Peu à peu le train se met en marche. Il roule lentement. Enfermés comme du bétail dans nos wagons hermétiquement clos, nous ne pouvons pas voir quels paysages il traverse. Mais nous savons que ce sont encore ceux de la belle campagne française, déjà toute éveillée à la douceur du printemps, de cette France que beaucoup, à cause de leur âge ou de leur état de santé, quittent sans grand espoir de retour et que nous aimerions tant contempler, peut-être pour la dernière fois. Ou allons-nous ? Vers l’Allemagne : cela nous le savons. Mais pour quel camp ? On ne nous l'a pas dit. Depuis Compiègne, des bruits inquiétants courent sur ces camps "de travail" dont on ne connaît pas les noms. Mais nous savons que personne n'en est jamais revenu. Quoiqu’il arrive, nous les plus jeunes qui sommes en bonne santé, il nous faut tenir, garder l’espoir, la certitude que nous parviendrons à en sortir, et la volonté de le faire.

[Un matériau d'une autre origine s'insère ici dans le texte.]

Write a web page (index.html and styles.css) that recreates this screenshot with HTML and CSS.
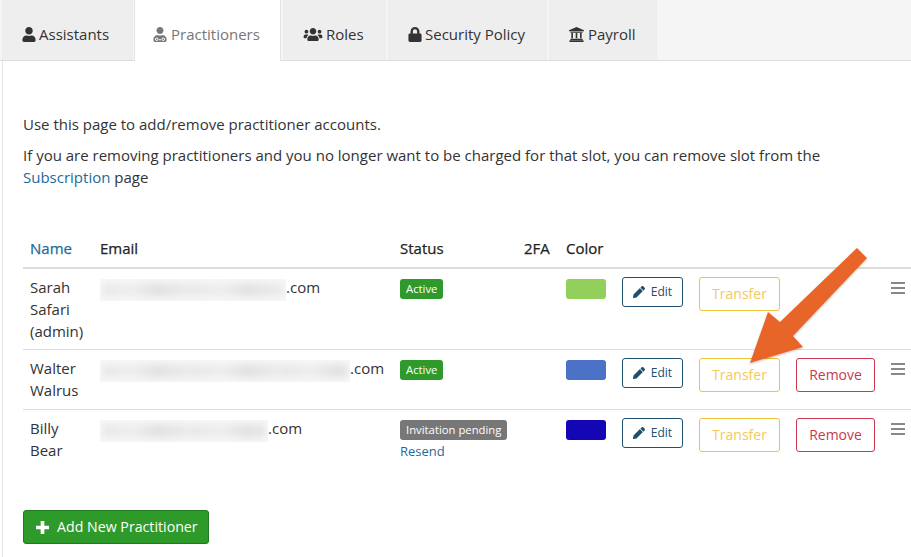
FILE: index.html
```html
<!DOCTYPE html>
<html lang="en">
<head>
<meta charset="utf-8">
<title>Practitioners</title>
<link rel="stylesheet" href="styles.css">
</head>
<body>
<nav class="tabs">
  <a class="tab tab-assistants"><svg class="ic" viewBox="0 0 448 512"><path d="M224 256c70.7 0 128-57.3 128-128S294.7 0 224 0 96 57.3 96 128s57.3 128 128 128zm89.6 32h-16.7c-22.2 10.2-46.9 16-72.9 16s-50.6-5.8-72.9-16h-16.7C60.2 288 0 348.2 0 422.4V464c0 26.5 21.5 48 48 48h352c26.5 0 48-21.5 48-48v-41.6c0-74.2-60.2-134.4-134.4-134.4z"/></svg>Assistants</a>
  <a class="tab tab-practitioners active"><svg class="ic ic-doc" viewBox="0 0 448 512"><path d="M224 240c66 0 120-54 120-120S290 0 224 0 104 54 104 120s54 120 120 120z"/><path fill-rule="evenodd" d="M130 270C54 284 0 340 0 416v48c0 26 22 48 48 48h352c26 0 48-22 48-48v-48c0-76-54-132-130-146-26 12-58 20-94 20s-68-8-94-20zM112 360a58 58 0 1 0 0.1 0zM336 360a58 58 0 1 0 0.1 0z"/><path d="M112 392a26 26 0 1 0 .1 0zM336 392a26 26 0 1 0 .1 0z"/><path d="M190 420h68v36h-68z" fill="#fff"/></svg>Practitioners</a>
  <a class="tab tab-roles"><svg class="ic ic-wide" viewBox="0 0 640 512"><path d="M96 224c35.3 0 64-28.7 64-64s-28.7-64-64-64-64 28.7-64 64 28.7 64 64 64zm448 0c35.3 0 64-28.7 64-64s-28.7-64-64-64-64 28.7-64 64 28.7 64 64 64zm32 32h-64c-17.6 0-33.5 7.1-45.1 18.6 40.3 22.1 68.9 62 75.1 109.4h66c17.7 0 32-14.3 32-32v-32c0-35.3-28.7-64-64-64zm-256 0c61.9 0 112-50.1 112-112S381.9 32 320 32 208 82.1 208 144s50.1 112 112 112zm76.8 32h-8.3c-20.8 10-43.9 16-68.5 16s-47.6-6-68.5-16h-8.3C179.6 288 128 339.6 128 403.2V432c0 26.5 21.5 48 48 48h288c26.5 0 48-21.5 48-48v-28.8c0-63.6-51.6-115.2-115.2-115.2zm-223.7-13.4C161.5 263.1 145.6 256 128 256H64c-35.3 0-64 28.7-64 64v32c0 17.7 14.3 32 32 32h65.9c6.3-47.4 34.9-87.3 75.2-109.4z"/></svg>Roles</a>
  <a class="tab tab-security"><svg class="ic" viewBox="0 0 448 512"><path d="M400 224h-24v-72C376 68.2 307.8 0 224 0S72 68.2 72 152v72H48c-26.5 0-48 21.5-48 48v192c0 26.5 21.5 48 48 48h352c26.5 0 48-21.5 48-48V272c0-26.5-21.5-48-48-48zm-104 0H152v-72c0-39.7 32.3-72 72-72s72 32.3 72 72v72z"/></svg>Security Policy</a>
  <a class="tab tab-payroll"><svg class="ic ic-bank" viewBox="0 0 512 512"><path d="M256 0L0 112v32h512v-32z"/><path d="M48 160h416v32H48zM80 208h56v176H80zM228 208h56v176h-56zM376 208h56v176h-56zM48 400h416v40H48zM16 456h480v56H16z"/></svg>Payroll</a>
</nav>

<main class="content">
  <p class="intro">Use this page to add/remove practitioner accounts.</p>
  <p class="note">If you are removing practitioners and you no longer want to be charged for that slot, you can remove slot from the <a class="link">Subscription</a> page</p>

  <table class="staff">
    <colgroup>
      <col class="c-name"><col class="c-email"><col class="c-status"><col class="c-2fa"><col class="c-color"><col class="c-actions"><col class="c-handle">
    </colgroup>
    <thead>
      <tr>
        <th class="th-name"><a class="link">Name</a></th>
        <th>Email</th>
        <th>Status</th>
        <th>2FA</th>
        <th>Color</th>
        <th></th>
        <th></th>
      </tr>
    </thead>
    <tbody>
      <tr>
        <td class="td-text td-name">Sarah Safari (admin)</td>
        <td class="td-text td-email"><span class="blur w186"></span>.com</td>
        <td class="td-status"><span class="badge green">Active</span></td>
        <td></td>
        <td><span class="swatch lime"></span></td>
        <td><div class="actions"><a class="btn edit"><svg class="pen" viewBox="0 0 512 512"><path d="M497.9 142.1l-46.1 46.1c-4.7 4.7-12.3 4.7-17 0l-111-111c-4.7-4.7-4.7-12.3 0-17l46.1-46.1c18.7-18.7 49.1-18.7 67.9 0l60.1 60.1c18.8 18.7 18.8 49.1 0 67.9zM284.2 99.8L21.6 362.4.4 483.9c-2.9 16.4 11.4 30.6 27.8 27.8l121.5-21.3 262.6-262.6c4.7-4.7 4.7-12.3 0-17l-111-111c-4.8-4.7-12.4-4.7-17.1 0z"/></svg>Edit</a><a class="btn transfer">Transfer</a></div></td>
        <td><span class="handle"></span></td>
      </tr>
      <tr>
        <td class="td-text td-name">Walter Walrus</td>
        <td class="td-text td-email"><span class="blur w250"></span>.com</td>
        <td class="td-status"><span class="badge green">Active</span></td>
        <td></td>
        <td><span class="swatch blue"></span></td>
        <td><div class="actions"><a class="btn edit"><svg class="pen" viewBox="0 0 512 512"><path d="M497.9 142.1l-46.1 46.1c-4.7 4.7-12.3 4.7-17 0l-111-111c-4.7-4.7-4.7-12.3 0-17l46.1-46.1c18.7-18.7 49.1-18.7 67.9 0l60.1 60.1c18.8 18.7 18.8 49.1 0 67.9zM284.2 99.8L21.6 362.4.4 483.9c-2.9 16.4 11.4 30.6 27.8 27.8l121.5-21.3 262.6-262.6c4.7-4.7 4.7-12.3 0-17l-111-111c-4.8-4.7-12.4-4.7-17.1 0z"/></svg>Edit</a><a class="btn transfer">Transfer</a><a class="btn remove">Remove</a></div></td>
        <td><span class="handle"></span></td>
      </tr>
      <tr>
        <td class="td-text td-name">Billy Bear</td>
        <td class="td-text td-email"><span class="blur w168"></span>.com</td>
        <td class="td-status"><span class="badge grey">Invitation pending</span><a class="link resend">Resend</a></td>
        <td></td>
        <td><span class="swatch navy"></span></td>
        <td><div class="actions"><a class="btn edit"><svg class="pen" viewBox="0 0 512 512"><path d="M497.9 142.1l-46.1 46.1c-4.7 4.7-12.3 4.7-17 0l-111-111c-4.7-4.7-4.7-12.3 0-17l46.1-46.1c18.7-18.7 49.1-18.7 67.9 0l60.1 60.1c18.8 18.7 18.8 49.1 0 67.9zM284.2 99.8L21.6 362.4.4 483.9c-2.9 16.4 11.4 30.6 27.8 27.8l121.5-21.3 262.6-262.6c4.7-4.7 4.7-12.3 0-17l-111-111c-4.8-4.7-12.4-4.7-17.1 0z"/></svg>Edit</a><a class="btn transfer">Transfer</a><a class="btn remove">Remove</a></div></td>
        <td><span class="handle"></span></td>
      </tr>
    </tbody>
  </table>

  <a class="add"><svg class="plus" viewBox="0 0 14 14"><path d="M5 0h4v5h5v4H9v5H5V9H0V5h5z"/></svg>Add New Practitioner</a>
</main>

<svg class="arrow" viewBox="0 0 911 557"><defs><filter id="sh" x="-10%" y="-10%" width="120%" height="120%"><feDropShadow dx="0" dy="1" stdDeviation="1.2" flood-color="#000" flood-opacity=".25"/></filter></defs><path filter="url(#sh)" d="M857 248L867 258 793 336 803 347 750 363 768 312 780 322z"/></svg>
</body>
</html>
```

FILE: styles.css
```css
* { box-sizing: border-box; }
html, body { margin: 0; padding: 0; }
body {
  width: 911px;
  height: 557px;
  overflow: hidden;
  background: #fff;
  color: #333;
  font-family: "Open Sans", sans-serif;
  font-size: 15px;
  line-height: 22px;
  position: relative;
}
.tabs {
  display: flex;
  height: 61px;
  padding-left: 2px;
  background: #f5f5f5;
  border-bottom: 1px solid #ddd;
}
.tab {
  height: 60px;
  padding: 23px 0 0 20px;
  background: #eee;
  color: #333;
  display: flex;
  align-items: flex-start;
  white-space: nowrap;
}
.tab-assistants { width: 131px; }
.tab-practitioners { width: 147px; margin-left: 1px; padding-left: 18px; }
.tab-roles { width: 103px; margin-left: 2px; }
.tab-security { width: 159px; margin-left: 2px; }
.tab-payroll { width: 108px; margin-left: 2px; }
.tab.active {
  background: #fff;
  height: 61px;
  color: #777;
  border-left: 1px solid #e4e4e4;
  border-right: 1px solid #e4e4e4;
}
.ic { width: 14px; height: 15px; margin: 4px 3px 0 0; fill: currentColor; flex: none; }
.ic-doc { margin-right: 4px; }
.ic-wide { width: 20px; }
.ic-bank { width: 15px; margin-right: 4px; }
.content {
  margin-left: 2px;
  padding: 52px 0 0 20px;
  border-left: 1px solid #e4e4e4;
  height: 496px;
}
.intro { margin: 0 0 9px; }
.note { margin: 0; width: 860px; }
.link { color: #1f6a9a; }
.staff {
  table-layout: fixed;
  border-collapse: separate;
  border-spacing: 0;
  width: 888px;
  margin-top: 49px;
}
.c-name { width: 69px; }
.c-email { width: 300px; }
.c-status { width: 124px; }
.c-2fa { width: 42px; }
.c-color { width: 56px; }
.c-actions { width: 268px; }
.c-handle { width: 29px; }
.staff th {
  text-align: left;
  font-weight: 500;
  color: #222;
  -webkit-text-stroke: 0.25px;
  padding: 0 8px 8px;
  border-bottom: 2px solid #ddd;
}
.staff td {
  vertical-align: top;
  height: 60px;
  padding: 8px 8px 6px;
  border-bottom: 1px solid #ddd;
}
.staff td.td-text { padding-top: 7px; padding-bottom: 7px; }
.staff tbody tr:last-child td { border-bottom: 0; }
.staff .th-name, .staff .td-name { padding-left: 7px; padding-right: 0; }
.td-email, .td-status { white-space: nowrap; }
.blur {
  display: inline-block;
  position: relative;
  overflow: hidden;
  height: 22px;
  margin-top: 3px;
  vertical-align: top;
  background: #f8f8f8;
}
.blur::before {
  content: "";
  position: absolute;
  inset: 4px 2px;
  background: repeating-linear-gradient(90deg, #e8e8e8 0, #eeeeee 30px, #e1e1e1 55px, #ececec 90px);
  filter: blur(3.5px);
}
.w186 { width: 186px; }
.w250 { width: 250px; }
.w168 { width: 168px; }
.badge {
  display: inline-block;
  color: #fff;
  font-size: 11.3px;
  font-weight: 500;
  line-height: 16px;
  padding: 2px 6px;
  border-radius: 3px;
  vertical-align: top;
  margin-top: 2px;
}
.green { background: #2f9a2b; }
.grey { background: #777; }
.resend { display: block; font-size: 13px; line-height: 20px; margin-top: 1px; }
.swatch { display: block; width: 40px; height: 20px; border-radius: 3px; margin-top: 2px; }
.lime { background: #93cf5b; }
.blue { background: #4c72c7; }
.navy { background: #1405b5; }
.actions { display: flex; align-items: flex-start; }
.btn {
  flex: none;
  display: flex;
  align-items: center;
  justify-content: center;
  border: 1px solid;
  border-radius: 3px;
  white-space: nowrap;
  font-size: 14px;
}
.edit { width: 61px; height: 30px; border-color: #20506f; color: #20506f; font-size: 12px; }
.pen { width: 12px; height: 12px; fill: currentColor; margin-right: 6px; }
.transfer { width: 81px; height: 34px; margin-left: 16px; border-color: #f0c33c; color: #f5c95d; }
.remove { width: 79px; height: 34px; margin-left: 16px; border-color: #c8384f; color: #c8384f; }
.handle {
  display: block;
  width: 14px;
  height: 12px;
  margin: 5px 0 0 1px;
  border-top: 2px solid #888;
  border-bottom: 2px solid #888;
}
.handle::after {
  content: "";
  display: block;
  height: 2px;
  margin-top: 3px;
  background: #888;
}
.add {
  display: flex;
  align-items: center;
  width: 186px;
  height: 34px;
  margin-top: 40px;
  padding-left: 12px;
  background: #2e9a2a;
  border: 1px solid #217a1f;
  border-radius: 3px;
  color: #fff;
  font-size: 14.2px;
  white-space: nowrap;
}
.plus { width: 13px; height: 13px; fill: #fff; margin-right: 8px; }
.arrow {
  position: absolute;
  left: 0;
  top: 0;
  width: 911px;
  height: 557px;
  fill: #e8652a;
  pointer-events: none;
}
```
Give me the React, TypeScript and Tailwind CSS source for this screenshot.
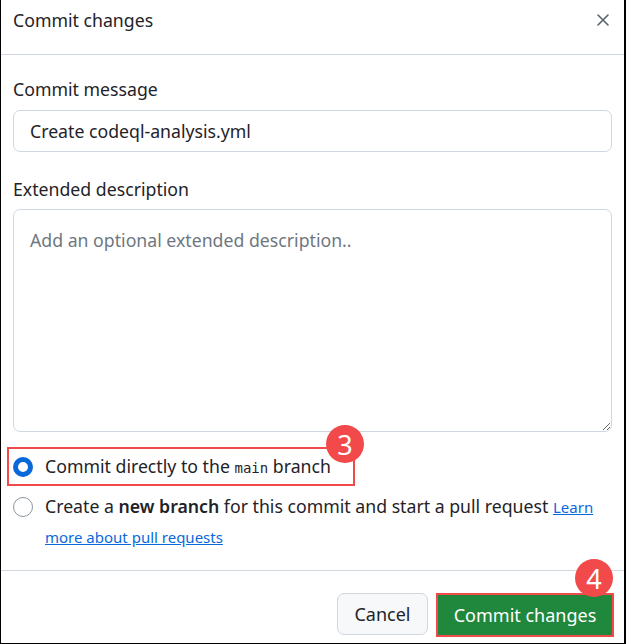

Le train et sa locomotive poussive cahotent et peinent, comme peu pressés d’arriver à destination. Dans les wagons, nous perdons peu à peu la notion du temps. Et le moment arrive où personne ne peut dire depuis combien d’heures nous roulons. Il fait de plus en plus chaud. En ce début de la deuxième semaine du mois d’avril, le soleil cogne sur les parois de nos caisses en bois. L’air raréfié devient de plus en plus irrespirable. Nous suffoquons, nous avons faim, nous avons soif… soif, surtout ! Après tout, qui sait de quoi seront faites les heures à venir ? J'ai très faim. Je ne peux pas résister à la tentation et j’entame ma précieuse boule de pain, mon inestimable morceau de saucisson… Hélas, après cela, j'ai encore bien plus soif. Mais pourquoi le train s’immobilise-t-il soudain ainsi, en rase campagne, dirait-on ? Des hommes courent sur la voie en hurlant ; des coups de feu claquentt.

Les portes des wagons s’ouvrent avec violence et les vociférations furieuses des sentinelles nous apprennent que deux prisonniers ont tenté de s’évader en sciant le plancher de leur wagon. Nous nous demandons comment ces hommes ont pu faire pour trouver et dissimuler l’outil nécessaire à cette entreprise. Les Allemands aussi. Les coups de crosses frappent au hasard sur les corps entassés. Nous devons nous serrer encore plus, d'un côté puis de l'autre, comme un troupeau apeuré, pour que les soldats procèdent à une inspection minutieuse du plafond, des parois et du parquet de notre voiture à bestiaux, sans nous en faire sortir. Il faut aller vite en besogne : les Allemands redoutent les attaques toujours possibles et meurtrières des maquisards qui, pourtant, restent prudents car, ils le savent, si une telle attaque survenait, des prisonniers seraient désignés et aussitôt abattus sur place, en représailles.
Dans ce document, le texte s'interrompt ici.